PDF redaction & PII verification
Make sure “redacted” really means redacted — and that no PII is hiding in plain text. Drop a file for a free structural scorecard — no signup.
Detects unapplied /Redact annotations + invisible text + PII candidates (SSN, credit-card, email, phone) in PDF text. A deterministic, determinable subset — not OCR; matched values are masked.
Botched redactions are a notorious, costly leak: a black box drawn over text, or an Adobe redaction mark placed but never applied, leaves the content fully extractable. Preflight’s Redaction & PII module scans each PDF for unapplied /Redact annotations and invisible text, and pattern-matches the extractable text for PII — SSN, credit cards (Luhn-validated), email, and phone — reporting each as a candidate with the value masked. It’s deterministic and privacy-first: nothing sensitive is stored, and image-only PDFs report the PII scan not-evaluable rather than a false clean.
How to verify a redaction
- Apply, don’t just mark — in your editor, apply/flatten redactions so the content is removed, not merely covered by a box.
- Remove hidden text layers — strip invisible OCR/text layers that still carry the sensitive content.
- Scan the extractable text — confirm no SSNs, card numbers, emails, or phone numbers remain selectable.
- Re-validate the final file before release — a black box is not a redaction until the text underneath is gone.

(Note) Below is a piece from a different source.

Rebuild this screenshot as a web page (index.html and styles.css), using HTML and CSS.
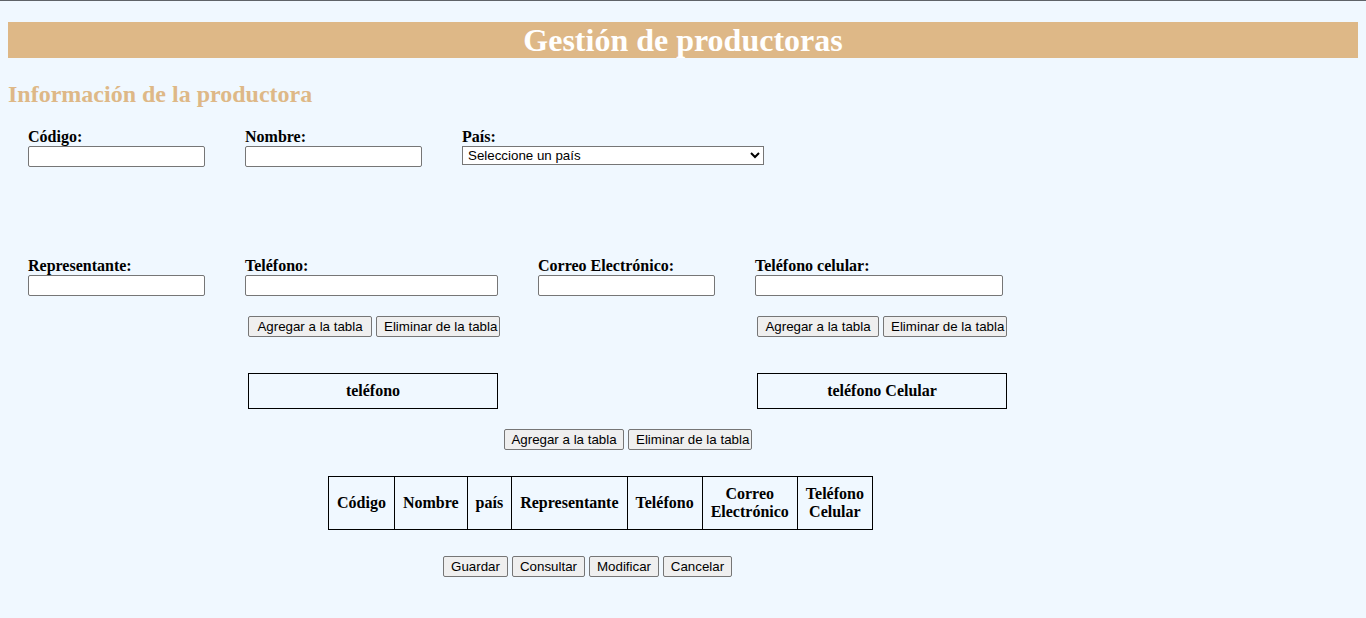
FILE: index.html
```html
<!DOCTYPE html>
<html lang="es">
<head>
<meta charset="utf-8">
<title>Gestión de productoras</title>
<link rel="stylesheet" href="styles.css">
</head>
<body>
<h1 class="title">Gestión de productoras</h1>
<h2 class="subtitle">Información de la productora</h2>
<form class="form">
  <div class="row row-top">
    <div class="field w-sm">
      <label class="lbl" for="codigo">Código:</label>
      <input class="inp w-sm" id="codigo" type="text">
    </div>
    <div class="field w-sm">
      <label class="lbl" for="nombre">Nombre:</label>
      <input class="inp w-sm" id="nombre" type="text">
    </div>
    <div class="field w-pais">
      <label class="lbl" for="pais">País:</label>
      <select class="sel" id="pais">
        <option>Seleccione un país</option>
      </select>
    </div>
  </div>

  <div class="row row-bottom">
    <div class="field w-sm">
      <label class="lbl" for="repr">Representante:</label>
      <input class="inp w-sm" id="repr" type="text">
    </div>
    <div class="field w-tel">
      <label class="lbl" for="tel">Teléfono:</label>
      <input class="inp w-tel" id="tel" type="text">
      <div class="btns btns-tel">
        <button type="button" class="btn btn-add">Agregar a la tabla</button>
        <button type="button" class="btn btn-del">Eliminar de la tabla</button>
      </div>
      <table class="mini mini-tel">
        <tr><th>teléfono</th></tr>
      </table>
    </div>
    <div class="field w-sm">
      <label class="lbl" for="correo">Correo Electrónico:</label>
      <input class="inp w-sm" id="correo" type="text">
    </div>
    <div class="field w-cel">
      <label class="lbl" for="cel">Teléfono celular:</label>
      <input class="inp w-celinp" id="cel" type="text">
      <div class="btns btns-cel">
        <button type="button" class="btn btn-add btn-add-sm">Agregar a la tabla</button>
        <button type="button" class="btn btn-del">Eliminar de la tabla</button>
      </div>
      <table class="mini mini-cel">
        <tr><th>teléfono Celular</th></tr>
      </table>
    </div>
  </div>

  <div class="btns btns-center">
    <button type="button" class="btn btn-add btn-add-xs">Agregar a la tabla</button>
    <button type="button" class="btn btn-del">Eliminar de la tabla</button>
  </div>

  <table class="main">
    <tr>
      <th>Código</th>
      <th>Nombre</th>
      <th>país</th>
      <th>Representante</th>
      <th>Teléfono</th>
      <th>Correo<br>Electrónico</th>
      <th>Teléfono<br>Celular</th>
    </tr>
  </table>

  <div class="btns btns-actions">
    <button type="button" class="btn btn-guardar">Guardar</button>
    <button type="button" class="btn btn-consultar">Consultar</button>
    <button type="button" class="btn btn-modificar">Modificar</button>
    <button type="button" class="btn btn-cancelar">Cancelar</button>
  </div>
</form>
</body>
</html>
```
FILE: styles.css
```css
html {
  background: #f0f8ff;
}
body {
  margin: 0 8px;
  padding-top: 0.1px;
  font-family: "Liberation Serif", "Times New Roman", serif;
  font-size: 16px;
  color: #000;
  position: relative;
}
body::before {
  content: "";
  position: fixed;
  top: 0;
  left: 0;
  right: 0;
  height: 1px;
  background: #5f6368;
}
.title {
  margin: 22px 0 0;
  height: 36px;
  line-height: 36px;
  background: #deb887;
  color: #fff;
  font-size: 32px;
  font-weight: bold;
  text-align: center;
}
.subtitle {
  margin: 22px 0 20px;
  line-height: 28px;
  font-size: 24px;
  font-weight: bold;
  color: #deb887;
}
.form {
  display: flex;
  flex-direction: column;
  align-items: flex-start;
}
.row {
  display: flex;
  gap: 40px;
  padding-left: 20px;
  align-items: flex-start;
}
.row-bottom {
  margin-top: 90px;
}
.field {
  display: flex;
  flex-direction: column;
  align-items: flex-start;
}
.lbl {
  display: block;
  font-weight: bold;
  line-height: 18px;
  height: 18px;
  white-space: nowrap;
}
.inp {
  box-sizing: border-box;
  height: 21px;
  margin: 0;
  background: #fff;
  border: 1px solid #767676;
  border-radius: 2px;
  padding: 1px 2px;
  font-family: "Liberation Sans", Arial, sans-serif;
  font-size: 13.33px;
}
.w-sm { width: 177px; }
.w-tel { width: 253px; }
.w-cel { width: 252px; }
.w-celinp { width: 248px; }
.w-pais { width: 302px; }
.sel {
  box-sizing: border-box;
  width: 302px;
  height: 19px;
  margin: 0;
  font-family: "Liberation Sans", Arial, sans-serif;
  font-size: 13.33px;
  background: #fff;
  border: 1px solid #767676;
  border-radius: 0;
  padding: 0 0 0 1px;
  color: #000;
}
.btns {
  display: flex;
  gap: 4px;
}
.btn {
  box-sizing: border-box;
  height: 21px;
  margin: 0;
  padding: 1px 6px;
  border: 1px solid #767676;
  border-radius: 2px;
  background: #efefef;
  color: #000;
  font-family: "Liberation Sans", Arial, sans-serif;
  font-size: 13.33px;
  line-height: 15px;
  white-space: nowrap;
  overflow: hidden;
  text-align: center;
}
.btn-add { width: 124px; }
.btn-add-sm { width: 122px; }
.btn-add-xs { width: 120px; }
.btn-del {
  width: 124px;
  padding: 1px 0 1px 7px;
  text-align: left;
}
.btn-guardar { width: 65px; }
.btn-consultar { width: 73px; }
.btn-modificar { width: 70px; }
.btn-cancelar { width: 69px; }
.btns-tel {
  margin: 20px 0 0 3px;
}
.btns-cel {
  margin: 20px 0 0 2px;
}
.mini {
  border-collapse: collapse;
  width: 250px;
  margin-top: 36px;
  border: 1px solid #000;
}
.mini-tel {
  margin-left: 3px;
}
.mini-cel {
  margin-left: 2px;
}
.mini th {
  padding: 8px;
  line-height: 18px;
  font-weight: bold;
  text-align: center;
}
.btns-center {
  margin: 20px 0 0 496px;
}
.main {
  border-collapse: collapse;
  margin: 26px 0 0 320px;
  border: 1px solid #000;
}
.main th {
  border: 1px solid #000;
  padding: 8px;
  line-height: 18px;
  font-weight: bold;
  text-align: center;
  vertical-align: middle;
}
.btns-actions {
  margin: 26px 0 0 435px;
}
```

Frequently asked questions
Why isn’t a black box a redaction?
Drawing a filled rectangle over text leaves the text in the file — fully selectable, searchable, and extractable. Real redaction removes the underlying content, not just hides it.
What is an unapplied redaction?
Editors like Acrobat let you mark content for redaction; until you apply it, the content is still present. Preflight flags pending /Redact annotations so a "marked but not applied" file never ships.
Does Preflight detect PII?
Yes — it flags SSN, credit-card (Luhn-validated), email, and phone candidates in the extractable text, with the value masked. These are candidates: verify before acting.
Is my sensitive data safe?
Yes. Matched values are masked in every finding, and Preflight never stores or logs the raw content (tenant-isolated storage, 24-hour purge).
What about scanned (image-only) PDFs?
With no text layer there is nothing to extract, so the PII scan is reported not-evaluable — never a false "clean." Preflight does not OCR.